Woody Allen não comporta meio-termo, ou você é apaixonado pelo universo que ele apresenta a cada filme ou se antipatiza, rejeitando-o até a quinta geração. Ou você se torna cativo de suas elucubrações freudianas ou despreza aquela lombriga com ar de retardado gaguejando coisas inteligentes. Os que babam seus ovos são os mais elitistas: “quem não gosta de Woody Allen é burro”.
Afinal de contas, Woody Allen é louco, neurótico, psicótico, hipocondríaco ou gênio? Maluco beleza nem pensar, teria uma embolia com as drogas.
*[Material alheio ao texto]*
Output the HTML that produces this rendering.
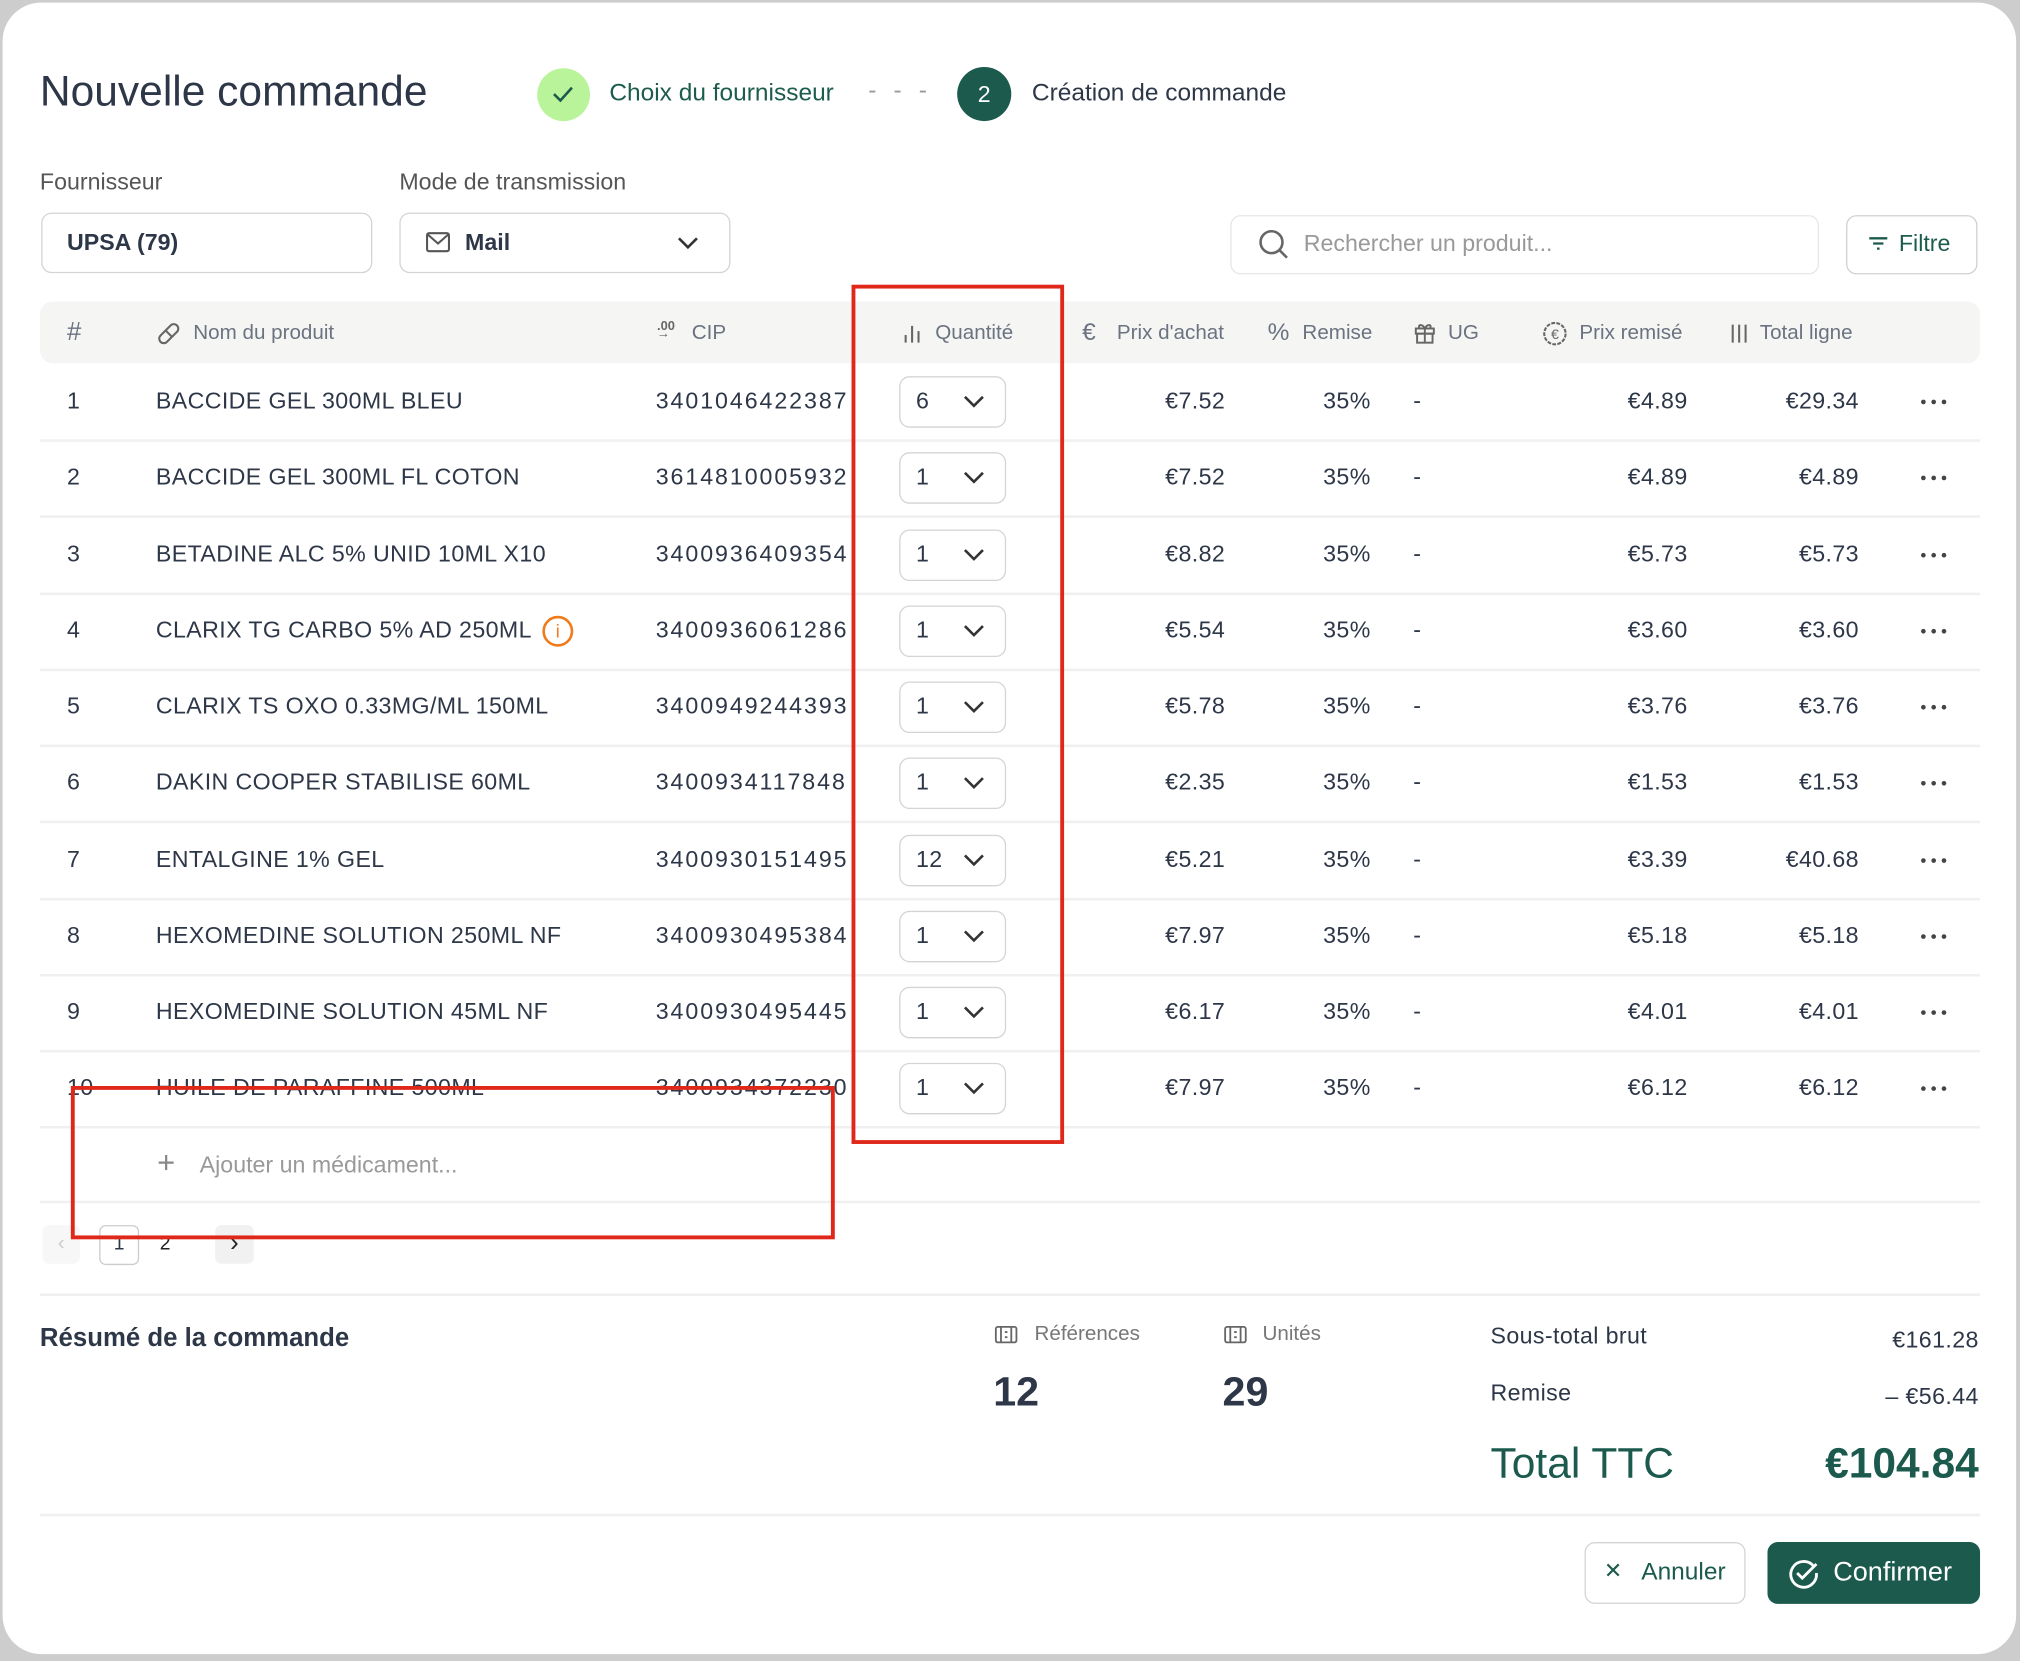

Onde é que ele arrumava tempo para enfiar tanta cultura naquele cérebro ocupado pela supermãe, só perguntando à Mia Farrow quando ela adotava uma penca de filhos durante o relacionamento aberto com o judeu vivo mais inteligente do planeta – honraria ainda não lhe conferida.
Mas como? Se Mia Farrow o enquadrou como um pedófilo por ter se separado dela para casar com sua filha adotiva, a coreana Soon-Yi Previn. Desconsiderando sua evolução desde “Noivo Neurótico, Noiva Nervosa” ao ganhar o Oscar. Mas se no currículo de Mia consta: filha de Maureen O’Sullivan, a Jane do Tarzan; ex do já velhusco Sinatra; nos remeteu ao hospício em “O Bebê de Rosemary”; acumulou catorze filhos, sendo nove adotados; em sã consciência, escolha quem é o pinel.
Que confusão dos diabos, não se pode misturar ficção com realidade. Isso é esquizofrenia pura. Mas como? Se em “A Rosa Púrpura do Cairo” o ator sai da tela e convida a fã – Mia Farrow – a se incorporar ao universo do filme que via repetidas vezes, deixando o mundo real e entrando no da fantasia. Se Woody Allen em “Zelig” não consegue ser ele mesmo, pois tinha o dom de se assemelhar física e mentalmente a quem estivesse em sua companhia. Se ele se juntou a “Trapaceiros”, dando “Tiros na Broadway” em sua querida “Manhattan” e dizendo “Poucas e Boas” a “Celebridades” sobre seus “Crimes e Pecados”, por que não revelar “Memórias” de seus “Interiores”? Humilha a indústria cinematográfica em “Dirigindo no Escuro” quando fica cego, dirige um filme e ninguém percebe – em terra de cego, quem tem um olho é rei.
O conjunto da obra de Woody Allen começa a incomodar até seus mais fiéis admiradores, insistindo no “já deu tudo que tinha que dar”, torcendo o nariz para as sessões de psicanálise, não agüentando ir para o divã nos filmes, com um humor devastador que não perdoa a nossa pobre condição humana. Não aceitam mais ser prisioneiros de sua arte. Brinca demais com o alter ego que pode ser ele, nós, tu e eles, o judeu ortodoxo ou o babaca que não gostamos de ver retratado. Tripudia em excesso sobre a inaptidão para o sexo, seja no tocante à freqüência, manejo ou incompatibilidade, enfim, tudo que você sempre quis saber sobre sexo, mas tinha medo de perguntar. Acusam-no de verborrágico ao despejar seu humor corrosivo sobre a sociedade americana, pouco se importando com chefões que não o consideram mais lucrativo. Especialistas em decretar o ostracismo de estrelas que não conseguem mais digerir, tachando-o de chato e ultrapassado.
Woody Allen se encaminha para virar um parque temático de seus filmes.